7. (1) Subject to subsection (2), the Minister may, in his absolute discretion, wherever the exclusive right of fishing does not already exist by law, issue or authorize to be issued leases and licences for fisheries or fishing, wherever situated or carried on.

 

  • [20] La décision de délivrer ou non des permis et de leur imposer des restrictions doit être prise en vertu de la Loi sur les pêches et constitue une question de droit (même si, bien entendu, elle ne peut pas être prise dans une situation de vide juridique en l’absence de certains faits faisant naître la question). Une grande retenue n’est pas requise en l’espèce.

  • [21] En vertu de la Loi, le ministre a l’obligation de gérer, conserver et développer les pêches au nom des Canadiens et dans l’intérêt public : Comeau’s Sea Foods Ltd. c. Canada (Ministre des Pêches et des Océans), [1997] 1 R.C.S. 12, au paragraphe 37. Il s’agit également d’une juste interprétation de l’application de la Loi dans son ensemble. Les paragraphes 7(1) et 22(1), en vertu desquels cette décision a été prise, ont pour but de fournir les outils nécessaires à la gestion, la conservation et le développement de l’industrie canadienne de la pêche.

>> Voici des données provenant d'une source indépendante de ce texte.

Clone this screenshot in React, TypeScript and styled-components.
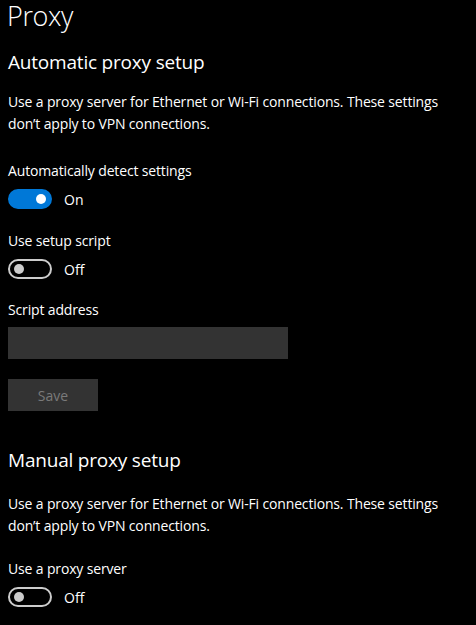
import React from "react";
import styled, { createGlobalStyle } from "styled-components";

const Global = createGlobalStyle`
  html, body { margin: 0; padding: 0; background: #000; }
  body { font-family: "Open Sans", "Noto Sans", sans-serif; color: #fff; }
`;

const Page = styled.div`
  width: 476px;
  height: 625px;
  overflow: hidden;
  padding: 2px 8px 0 8px;
  box-sizing: border-box;
  background: #000;
  display: flex;
  flex-direction: column;
`;

const Title = styled.h1`
  margin: 0 0 0 -1px;
  font-weight: 300;
  font-size: 27px;
  line-height: 28px;
  letter-spacing: -0.4px;
`;

const SectionTitle = styled.h2<{ $top: number }>`
  margin: ${(p) => p.$top}px 0 0 0;
  font-weight: 400;
  font-size: 19px;
  line-height: 26px;
  letter-spacing: -0.2px;
`;

const Para = styled.p<{ $top: number }>`
  margin: ${(p) => p.$top}px 0 0 0;
  font-size: 14px;
  line-height: 22px;
  letter-spacing: -0.15px;
`;

const Label = styled.div<{ $top: number }>`
  margin-top: ${(p) => p.$top}px;
  font-size: 14px;
  line-height: 20px;
  letter-spacing: -0.15px;
`;

const ToggleRow = styled.div`
  display: flex;
  align-items: center;
  gap: 12px;
  margin-top: 8px;
  height: 20px;
  font-size: 14px;
`;

const Track = styled.div<{ $on: boolean }>`
  width: 44px;
  height: 20px;
  border-radius: 10px;
  box-sizing: border-box;
  background: ${(p) => (p.$on ? "#0078d7" : "transparent")};
  border: 2px solid ${(p) => (p.$on ? "#0078d7" : "#cccccc")};
  display: flex;
  align-items: center;
  justify-content: ${(p) => (p.$on ? "flex-end" : "flex-start")};
  padding: 0 4px;
`;

const Knob = styled.div<{ $on: boolean }>`
  width: 10px;
  height: 10px;
  border-radius: 50%;
  background: ${(p) => (p.$on ? "#fff" : "#cccccc")};
`;

const Input = styled.div`
  width: 280px;
  height: 32px;
  background: #333;
  margin-top: 7px;
`;

const Button = styled.div`
  width: 90px;
  height: 32px;
  background: #333;
  color: #7a7a7a;
  margin-top: 20px;
  display: flex;
  align-items: center;
  justify-content: center;
  font-size: 14px;
`;

const Toggle = ({ on }: { on: boolean }) => (
  <ToggleRow>
    <Track $on={on}>
      <Knob $on={on} />
    </Track>
    <span>{on ? "On" : "Off"}</span>
  </ToggleRow>
);

const desc =
  "Use a proxy server for Ethernet or Wi-Fi connections. These settings don\u2019t apply to VPN connections.";

export default function App() {
  return (
    <>
      <Global />
      <Page>
        <Title>Proxy</Title>
        <SectionTitle $top={19}>Automatic proxy setup</SectionTitle>
        <Para $top={16}>{desc}</Para>
        <Label $top={26}>Automatically detect settings</Label>
        <Toggle on={true} />
        <Label $top={22}>Use setup script</Label>
        <Toggle on={false} />
        <Label $top={21}>Script address</Label>
        <Input />
        <Button>Save</Button>
        <SectionTitle $top={36}>Manual proxy setup</SectionTitle>
        <Para $top={20}>{desc}</Para>
        <Label $top={22}>Use a proxy server</Label>
        <Toggle on={false} />
      </Page>
    </>
  );
}
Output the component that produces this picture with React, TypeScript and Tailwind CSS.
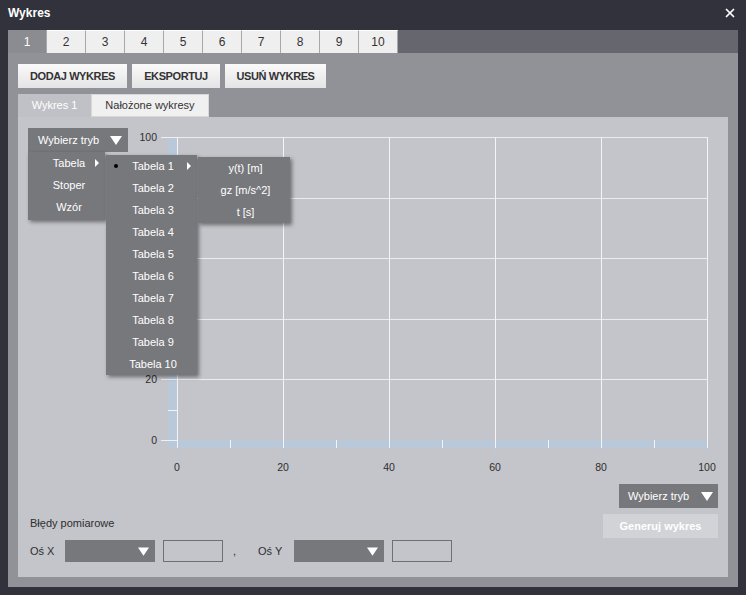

  • [22] Bien que les décisions prises en vertu des paragraphes 7(1) et 22(1) soient généralement de nature polycentrique, la question de savoir si une décision peut être prise tient compte seulement de la légitimité et non de l’opportunité de rendre une décision. Les intérêts opposés et les prétentions contraires des diverses parties concernées n’ont aucune place dans ce genre de décision, de sorte que la retenue qui pourrait être par ailleurs accordée sera minimale.

  • [23] On peut supposer que le ministre a une bonne connaissance pratique de la Loi et de son application et possède une connaissance supérieure à celle de notre Cour en ce qui concerne les questions régies par la Loi et le Règlement. On peut aussi supposer qu’il est bien informé des mesures dont il dispose en vertu de la Loi et du Règlement, mais on ne peut pas présumer qu’il compte une expertise juridique supérieure à celle d’un tribunal. Encore là, il faut faire montre de peu de retenue.

  • [24] Compte tenu de l’application de l’analyse pragmatique et fonctionnelle à la question limitée de savoir si le ministre avait compétence en vertu de la Loi pour s’engager dans un processus décisionnel, je conclus que la norme de contrôle appropriée est celle de la décision correcte.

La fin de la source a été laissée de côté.